Before all was said and done, we’d noshed on some pork sausages, picked up souvenirs for the kids, and made a friend or two along the way (unless I’m totally kidding and just made that last part up). Regardless, as the game came to a close and the home team left the turf victorious, I couldn’t help but feel like a winner, too.
10:22pm — Standing on the side of the street, some distance from the stadium, we flag down a taxi like the pioneers did in the olden days. Some say they even used to ride these babies for miles.
Because, you see, we had told ourselves, some months prior, that we we’re going to travel to Ireland, come hell or high water. And not only had we done that; we had done so much more.

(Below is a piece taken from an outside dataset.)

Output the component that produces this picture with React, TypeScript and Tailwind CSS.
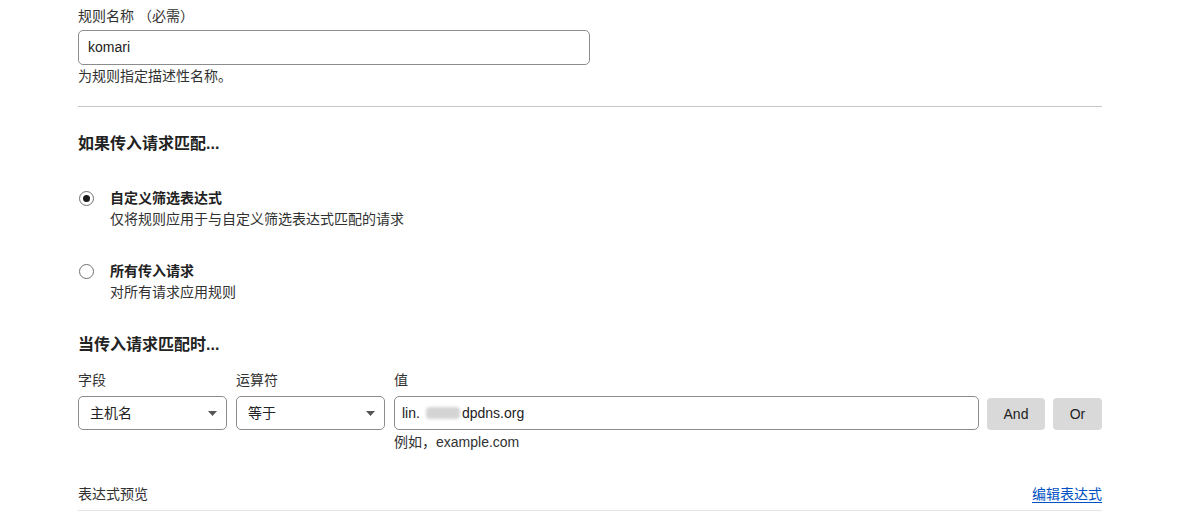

In that moment, we were soaking in the sights and sounds at one of Dublin’s most recognizable sporting venues not within the confines of a vacuum, but at the close of a weeklong excursion that had seen us drive through narrow, winding roads in and around the Wicklow Mountains; endure the “mild” conditions of Gem’s quaint Cork-based Airbnb; kiss the Blarney Stone and gain the coveted gift of gab (allegedly); live and die at the final port of call for the ill-fated RMS Titanic; eat Italian food at a pit stop in Limerick; ride bikes in the rain as we searched for Ed Sheeran’s elusive Galway girl; completely miss the sheela na gig carved into Merlin Castle; learn about the ghosts and ghouls of London from a Chicago Bulls cap-wearing tour guide; break our backs sitting in the Sam Wanamaker Playhouse theater for 2.5+ hours; run into some sticky tables at Nancy Hands; pretend like we had stumbled into a land of pure imagination at the Guinness Storehouse; and visit the Hex Girls at Sphynx Tattoo to commemorate the whole dang thing in ink.
In that moment, we had penned an Irish (and English) adventure that neither of us likely could have imagined even a year before — but there we were. A victorious moment indeed.